2. C. Basoglu, Y. Kim, and V. Chalana, "A real-time scan conversion algorithm on commercially-available microprocessors," Ultrasonic Imaging, vol. 18, pp. 241-260, 1996.
3. D. A. Patterson and J. L. Hennessy, Computer Architecture A Quantitative Approach. Morgan Kaufmann Publishers, 2nd ed., San Francisco, CA, 1996.
4. R. Managuli, D. Kim, G. York and Y. Kim, "Mapping of 2D convolution on VLIW mediaprocessors for real-time performance," Journal of Electronic Imaging, vol. 9, pp. 327-335, 2000.
5. O. Evans, and Y. Kim, "Efficient implementation of image warping on a multimedia processor," Real-Time Imaging, vol. 4, pp. 417-428, 1998.

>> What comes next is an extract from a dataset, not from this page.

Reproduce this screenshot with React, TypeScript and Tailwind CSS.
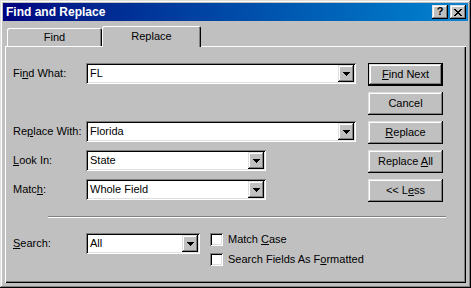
import React from "react";

const raised =
  "shadow-[inset_-1px_-1px_#000,inset_1px_1px_#dfdfdf,inset_-2px_-2px_#808080,inset_2px_2px_#fff]";
const sunken =
  "shadow-[inset_1px_1px_#808080,inset_-1px_-1px_#fff,inset_2px_2px_#000,inset_-2px_-2px_#dfdfdf]";

function Arrow() {
  return (
    <svg width="7" height="4" viewBox="0 0 7 4" shapeRendering="crispEdges">
      <path d="M0 0h7v1h-1v1h-1v1h-1v1h-1v-1h-1v-1h-1v-1h-1z" fill="#000" />
    </svg>
  );
}

function Combo({ value, w }: { value: string; w: string }) {
  return (
    <div className={`${w} h-[21px] bg-white ${sunken} p-[2px] flex items-stretch`}>
      <div className="flex-1 pl-[2px] flex items-center text-[11px] leading-none">{value}</div>
      <div className={`w-[16px] bg-[#c0c0c0] ${raised} flex items-center justify-center`}>
        <Arrow />
      </div>
    </div>
  );
}

function Btn({ children, def }: { children: React.ReactNode; def?: boolean }) {
  if (def) {
    return (
      <div className="w-[75px] h-[23px] border border-black">
        <div className={`w-full h-full ${raised} flex items-center justify-center text-[11px] leading-none`}>
          <span>{children}</span>
        </div>
      </div>
    );
  }
  return (
    <div className={`w-[75px] h-[23px] ${raised} flex items-center justify-center text-[11px] leading-none`}>
      <span>{children}</span>
    </div>
  );
}

function Check({ children }: { children: React.ReactNode }) {
  return (
    <div className="flex items-center h-[13px]">
      <div className={`w-[13px] h-[13px] bg-white ${sunken}`} />
      <div className="ml-[5px] text-[11px] leading-none">{children}</div>
    </div>
  );
}

export default function App() {
  return (
    <div className="w-[471px] h-[288px] bg-[#c0c0c0] text-black font-[family-name:'Liberation_Sans',Arial,sans-serif] shadow-[inset_-1px_-1px_#000,inset_1px_1px_#dfdfdf,inset_-2px_-2px_#808080,inset_2px_2px_#fff] p-[3px] flex flex-col select-none">
      {/* Title bar */}
      <div className="h-[18px] bg-gradient-to-r from-[#000080] to-[#1084d0] flex items-center justify-between pl-[3px] pr-[2px]">
        <div className="text-white font-bold text-[12px] leading-none">Find and Replace</div>
        <div className="flex gap-[2px]">
          <div className={`w-[16px] h-[14px] bg-[#c0c0c0] ${raised} flex items-center justify-center font-bold text-[11px] leading-none pb-px`}>
            ?
          </div>
          <div className={`w-[16px] h-[14px] bg-[#c0c0c0] ${raised} flex items-center justify-center`}>
            <svg width="8" height="7" viewBox="0 0 8 7" shapeRendering="crispEdges">
              <path
                d="M0 0h2v1h-2zM6 0h2v1h-2zM1 1h2v1h-2zM5 1h2v1h-2zM2 2h4v1h-4zM3 3h2v1h-2zM2 4h4v1h-4zM1 5h2v1h-2zM5 5h2v1h-2zM0 6h2v1h-2zM6 6h2v1h-2z"
                fill="#000"
              />
            </svg>
          </div>
        </div>
      </div>

      <div className="flex-1 mx-[2px] mb-[2px] flex flex-col">
        {/* Tabs */}
        <div className="mt-[5px] h-[20px] flex items-end pl-[2px]">
          <div className="w-[95px] h-[18px] rounded-t-[2px] shadow-[inset_1px_1px_#fff,inset_-1px_0_#000,inset_-2px_0_#808080] flex items-center justify-center text-[11px] leading-none pt-px">
            Find
          </div>
          <div className="relative z-10 -mb-px w-[99px] h-[21px] bg-[#c0c0c0] rounded-t-[2px] shadow-[inset_1px_1px_#fff,inset_-1px_0_#000,inset_-2px_0_#808080] flex items-center justify-center text-[11px] leading-none pb-[1px]">
            Replace
          </div>
        </div>

        {/* Panel */}
        <div className="flex-1 shadow-[inset_1px_1px_#fff,inset_-1px_-1px_#000,inset_-2px_-2px_#808080] pt-[17px] pl-[8px] flex flex-col text-[11px] leading-none">
          <div className="flex">
            <div className="w-[355px] flex flex-col">
              <div className="flex items-center">
                <div className="w-[73px]">
                  Fi<u>n</u>d What:
                </div>
                <Combo value="FL" w="w-[270px]" />
              </div>
              <div className="flex items-center mt-[37px]">
                <div className="w-[73px]">
                  Re<u>p</u>lace With:
                </div>
                <Combo value="Florida" w="w-[270px]" />
              </div>
              <div className="flex items-center mt-[8px]">
                <div className="w-[73px]">
                  <u>L</u>ook In:
                </div>
                <Combo value="State" w="w-[180px]" />
              </div>
              <div className="flex items-center mt-[8px]">
                <div className="w-[73px]">
                  Matc<u>h</u>:
                </div>
                <Combo value="Whole Field" w="w-[180px]" />
              </div>
            </div>
            <div className="flex flex-col gap-[6px]">
              <Btn def>
                <u>F</u>ind Next
              </Btn>
              <Btn>Cancel</Btn>
              <Btn>
                <u>R</u>eplace
              </Btn>
              <Btn>
                Replace <u>A</u>ll
              </Btn>
              <Btn>
                &lt;&lt; L<u>e</u>ss
              </Btn>
            </div>
          </div>

          <div className="mt-[14px] ml-[35px] w-[398px] h-[2px] border-t border-t-[#808080] border-b border-b-white" />

          <div className="mt-[15px] flex items-start">
            <div className="w-[73px] h-[21px] flex items-center">
              <span>
                <u>S</u>earch:
              </span>
            </div>
            <Combo value="All" w="w-[114px]" />
            <div className="ml-[10px] flex flex-col gap-[7px]">
              <Check>
                Match <u>C</u>ase
              </Check>
              <Check>
                Search Fields As F<u>o</u>rmatted
              </Check>
            </div>
          </div>
        </div>
      </div>
    </div>
  );
}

6. D. E. Dudgeon and R. M. Mersereau, Multidimensional Digital Signal Processing. Prentice Hall, Englewood Cliffs, NJ, 1984.
7. C. Mermer, D. Kim, and Y. Kim, "2D FFT on a modern programmable mediaprocessor using an efficient data flow," to be submitted to Parallel Computing, 2000.
8. A. C. Hung and T. H. Meng, "A comparison of fast inverse discrete cosine transform algorithms," Multimedia Systems, vol. 2, pp. 204-217, 1994.